▶ _Exercise aim_
Locate the word "with" in the material, then show every line that holds it.

▶ _Excerpted data_

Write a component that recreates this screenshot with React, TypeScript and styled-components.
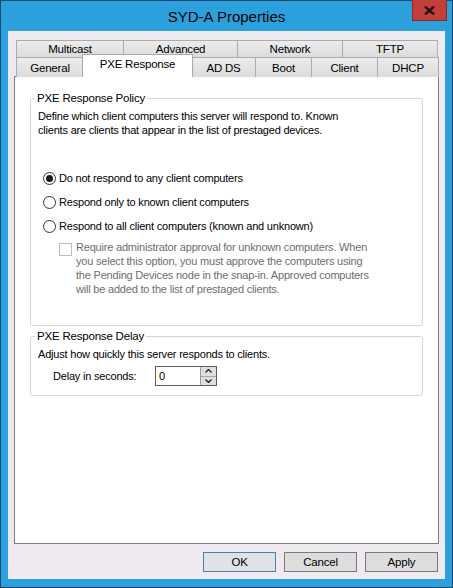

...

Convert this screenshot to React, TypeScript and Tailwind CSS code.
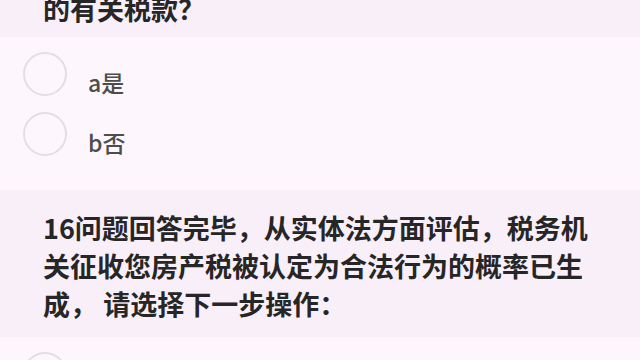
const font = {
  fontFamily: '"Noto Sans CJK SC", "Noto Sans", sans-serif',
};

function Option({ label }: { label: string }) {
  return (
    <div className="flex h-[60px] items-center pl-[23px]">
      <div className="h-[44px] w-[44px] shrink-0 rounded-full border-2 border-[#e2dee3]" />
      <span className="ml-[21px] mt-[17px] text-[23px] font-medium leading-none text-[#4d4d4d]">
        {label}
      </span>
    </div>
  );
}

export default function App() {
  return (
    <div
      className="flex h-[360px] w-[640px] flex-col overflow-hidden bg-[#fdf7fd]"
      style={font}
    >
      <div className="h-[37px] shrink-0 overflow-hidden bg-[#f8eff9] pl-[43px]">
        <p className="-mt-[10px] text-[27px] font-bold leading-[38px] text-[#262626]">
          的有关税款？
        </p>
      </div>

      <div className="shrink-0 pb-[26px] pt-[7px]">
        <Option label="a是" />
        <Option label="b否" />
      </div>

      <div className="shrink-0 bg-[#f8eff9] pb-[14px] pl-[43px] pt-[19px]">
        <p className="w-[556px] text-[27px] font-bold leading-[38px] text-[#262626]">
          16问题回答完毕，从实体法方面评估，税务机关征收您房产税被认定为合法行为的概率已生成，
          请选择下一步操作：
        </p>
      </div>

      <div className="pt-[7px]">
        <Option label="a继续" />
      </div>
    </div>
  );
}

--

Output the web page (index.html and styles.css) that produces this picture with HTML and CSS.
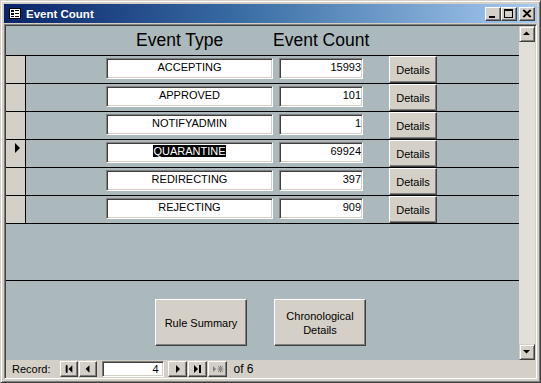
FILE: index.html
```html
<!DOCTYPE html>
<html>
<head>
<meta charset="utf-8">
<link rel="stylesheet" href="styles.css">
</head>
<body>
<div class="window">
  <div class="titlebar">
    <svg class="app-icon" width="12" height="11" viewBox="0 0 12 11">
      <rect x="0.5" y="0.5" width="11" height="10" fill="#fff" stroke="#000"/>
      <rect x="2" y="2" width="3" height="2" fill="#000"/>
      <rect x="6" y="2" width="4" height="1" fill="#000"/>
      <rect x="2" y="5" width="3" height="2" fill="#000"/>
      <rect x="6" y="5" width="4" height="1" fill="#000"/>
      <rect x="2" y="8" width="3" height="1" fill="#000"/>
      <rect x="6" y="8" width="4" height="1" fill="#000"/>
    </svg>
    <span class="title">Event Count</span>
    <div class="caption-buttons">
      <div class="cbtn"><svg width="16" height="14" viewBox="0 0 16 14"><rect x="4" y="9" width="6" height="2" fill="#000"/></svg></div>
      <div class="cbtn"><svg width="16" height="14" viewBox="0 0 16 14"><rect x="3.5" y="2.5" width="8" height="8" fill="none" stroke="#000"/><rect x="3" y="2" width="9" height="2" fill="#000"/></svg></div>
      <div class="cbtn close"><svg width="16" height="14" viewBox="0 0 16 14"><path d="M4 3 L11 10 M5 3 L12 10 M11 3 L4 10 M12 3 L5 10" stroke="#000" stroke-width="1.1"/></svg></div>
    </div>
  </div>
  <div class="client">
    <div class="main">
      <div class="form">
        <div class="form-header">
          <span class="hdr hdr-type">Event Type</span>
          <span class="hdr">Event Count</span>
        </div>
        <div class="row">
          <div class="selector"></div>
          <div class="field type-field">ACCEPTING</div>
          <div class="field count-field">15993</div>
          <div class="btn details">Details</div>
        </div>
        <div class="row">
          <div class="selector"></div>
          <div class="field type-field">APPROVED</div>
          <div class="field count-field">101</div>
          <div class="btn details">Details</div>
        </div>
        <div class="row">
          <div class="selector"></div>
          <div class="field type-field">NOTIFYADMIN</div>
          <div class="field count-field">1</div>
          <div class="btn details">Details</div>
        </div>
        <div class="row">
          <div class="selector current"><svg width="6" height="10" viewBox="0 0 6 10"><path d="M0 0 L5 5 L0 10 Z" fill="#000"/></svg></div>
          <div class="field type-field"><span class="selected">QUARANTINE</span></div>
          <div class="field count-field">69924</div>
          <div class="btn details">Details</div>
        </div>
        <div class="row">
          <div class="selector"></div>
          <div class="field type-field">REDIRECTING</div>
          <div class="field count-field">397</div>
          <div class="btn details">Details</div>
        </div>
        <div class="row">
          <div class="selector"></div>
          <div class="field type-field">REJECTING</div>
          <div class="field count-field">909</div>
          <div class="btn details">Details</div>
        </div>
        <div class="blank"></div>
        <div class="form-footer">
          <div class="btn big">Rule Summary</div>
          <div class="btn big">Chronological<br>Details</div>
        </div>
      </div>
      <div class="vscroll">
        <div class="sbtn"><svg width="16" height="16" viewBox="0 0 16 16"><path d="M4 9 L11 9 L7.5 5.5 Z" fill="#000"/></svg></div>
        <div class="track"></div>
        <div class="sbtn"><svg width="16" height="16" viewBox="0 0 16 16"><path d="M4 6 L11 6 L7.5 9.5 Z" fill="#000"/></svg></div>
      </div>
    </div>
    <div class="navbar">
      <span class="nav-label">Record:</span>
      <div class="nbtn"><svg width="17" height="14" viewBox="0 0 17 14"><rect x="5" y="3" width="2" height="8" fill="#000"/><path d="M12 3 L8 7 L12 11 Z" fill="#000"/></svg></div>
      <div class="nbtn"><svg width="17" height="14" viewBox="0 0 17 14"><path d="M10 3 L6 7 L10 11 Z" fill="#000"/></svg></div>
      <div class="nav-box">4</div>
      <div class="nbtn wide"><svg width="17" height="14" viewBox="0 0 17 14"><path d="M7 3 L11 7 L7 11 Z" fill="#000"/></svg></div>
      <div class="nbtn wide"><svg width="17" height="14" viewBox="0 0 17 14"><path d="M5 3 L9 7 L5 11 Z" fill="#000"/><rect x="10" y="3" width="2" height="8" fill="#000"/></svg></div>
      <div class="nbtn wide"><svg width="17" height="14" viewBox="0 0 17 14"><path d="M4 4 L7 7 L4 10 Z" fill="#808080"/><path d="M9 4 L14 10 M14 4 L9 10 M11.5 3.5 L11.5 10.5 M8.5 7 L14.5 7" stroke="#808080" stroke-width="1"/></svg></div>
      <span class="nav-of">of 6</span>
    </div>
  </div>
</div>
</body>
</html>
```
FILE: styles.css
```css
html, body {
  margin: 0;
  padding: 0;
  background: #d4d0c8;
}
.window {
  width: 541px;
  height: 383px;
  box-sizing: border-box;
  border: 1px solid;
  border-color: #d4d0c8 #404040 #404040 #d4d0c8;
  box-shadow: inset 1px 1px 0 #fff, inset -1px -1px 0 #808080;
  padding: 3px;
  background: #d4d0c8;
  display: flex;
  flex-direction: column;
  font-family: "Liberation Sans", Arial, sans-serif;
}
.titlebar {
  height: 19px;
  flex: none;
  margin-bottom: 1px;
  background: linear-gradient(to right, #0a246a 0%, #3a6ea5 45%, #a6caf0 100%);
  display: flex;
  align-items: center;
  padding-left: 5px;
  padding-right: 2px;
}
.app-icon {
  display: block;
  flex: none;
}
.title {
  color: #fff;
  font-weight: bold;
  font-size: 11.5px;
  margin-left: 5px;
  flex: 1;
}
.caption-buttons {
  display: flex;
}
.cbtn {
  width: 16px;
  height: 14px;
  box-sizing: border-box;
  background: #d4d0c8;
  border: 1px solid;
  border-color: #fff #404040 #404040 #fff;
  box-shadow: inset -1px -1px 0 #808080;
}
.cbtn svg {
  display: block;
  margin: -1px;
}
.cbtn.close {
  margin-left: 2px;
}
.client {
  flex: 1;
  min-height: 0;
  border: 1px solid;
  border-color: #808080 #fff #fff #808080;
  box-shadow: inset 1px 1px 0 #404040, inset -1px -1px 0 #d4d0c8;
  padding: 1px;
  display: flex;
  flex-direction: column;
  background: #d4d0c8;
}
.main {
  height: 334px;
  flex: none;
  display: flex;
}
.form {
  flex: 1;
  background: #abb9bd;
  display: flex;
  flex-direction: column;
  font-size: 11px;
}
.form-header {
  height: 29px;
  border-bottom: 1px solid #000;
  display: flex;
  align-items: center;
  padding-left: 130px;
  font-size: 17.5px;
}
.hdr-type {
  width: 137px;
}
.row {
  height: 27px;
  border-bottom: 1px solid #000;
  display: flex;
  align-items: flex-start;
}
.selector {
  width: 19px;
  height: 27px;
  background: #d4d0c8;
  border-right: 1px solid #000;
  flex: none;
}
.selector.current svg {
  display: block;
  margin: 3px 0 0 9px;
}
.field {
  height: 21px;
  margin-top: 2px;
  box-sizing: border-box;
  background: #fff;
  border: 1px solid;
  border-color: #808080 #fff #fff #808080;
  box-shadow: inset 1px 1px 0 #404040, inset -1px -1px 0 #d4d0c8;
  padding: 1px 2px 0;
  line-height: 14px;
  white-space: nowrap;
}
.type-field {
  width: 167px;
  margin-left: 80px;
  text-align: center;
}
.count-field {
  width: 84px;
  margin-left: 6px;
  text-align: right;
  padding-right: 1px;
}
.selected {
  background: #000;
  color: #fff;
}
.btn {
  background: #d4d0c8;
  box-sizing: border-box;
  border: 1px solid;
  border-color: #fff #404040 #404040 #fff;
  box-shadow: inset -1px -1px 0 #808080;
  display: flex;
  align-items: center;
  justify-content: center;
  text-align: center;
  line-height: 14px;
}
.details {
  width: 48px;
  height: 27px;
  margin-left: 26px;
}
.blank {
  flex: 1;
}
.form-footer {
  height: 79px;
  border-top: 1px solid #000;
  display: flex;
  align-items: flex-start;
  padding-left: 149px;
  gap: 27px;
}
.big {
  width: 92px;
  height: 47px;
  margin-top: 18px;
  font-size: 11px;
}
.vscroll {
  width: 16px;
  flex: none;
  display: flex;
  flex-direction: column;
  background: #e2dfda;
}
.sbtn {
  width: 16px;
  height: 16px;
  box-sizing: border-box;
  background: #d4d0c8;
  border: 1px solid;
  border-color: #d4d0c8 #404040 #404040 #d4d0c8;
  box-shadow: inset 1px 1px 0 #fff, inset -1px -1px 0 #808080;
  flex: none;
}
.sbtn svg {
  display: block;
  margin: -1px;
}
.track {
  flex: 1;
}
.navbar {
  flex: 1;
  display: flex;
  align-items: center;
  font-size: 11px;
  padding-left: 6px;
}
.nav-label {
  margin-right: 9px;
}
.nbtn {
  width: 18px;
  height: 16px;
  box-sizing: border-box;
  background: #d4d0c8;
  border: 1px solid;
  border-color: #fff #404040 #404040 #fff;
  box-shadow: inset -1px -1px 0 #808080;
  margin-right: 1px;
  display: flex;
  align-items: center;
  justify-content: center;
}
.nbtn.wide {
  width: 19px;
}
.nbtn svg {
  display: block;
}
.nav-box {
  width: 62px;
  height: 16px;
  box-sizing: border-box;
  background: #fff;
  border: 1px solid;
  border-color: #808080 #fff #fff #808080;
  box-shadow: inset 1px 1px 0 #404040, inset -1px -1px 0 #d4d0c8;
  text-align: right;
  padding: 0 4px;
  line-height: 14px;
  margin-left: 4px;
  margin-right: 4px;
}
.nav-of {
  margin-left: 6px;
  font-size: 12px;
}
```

▶ _Output for this exercise_
Write a component that recreates this screenshot with React, TypeScript and styled-components.
Output the web page (index.html and styles.css) that produces this picture with HTML and CSS.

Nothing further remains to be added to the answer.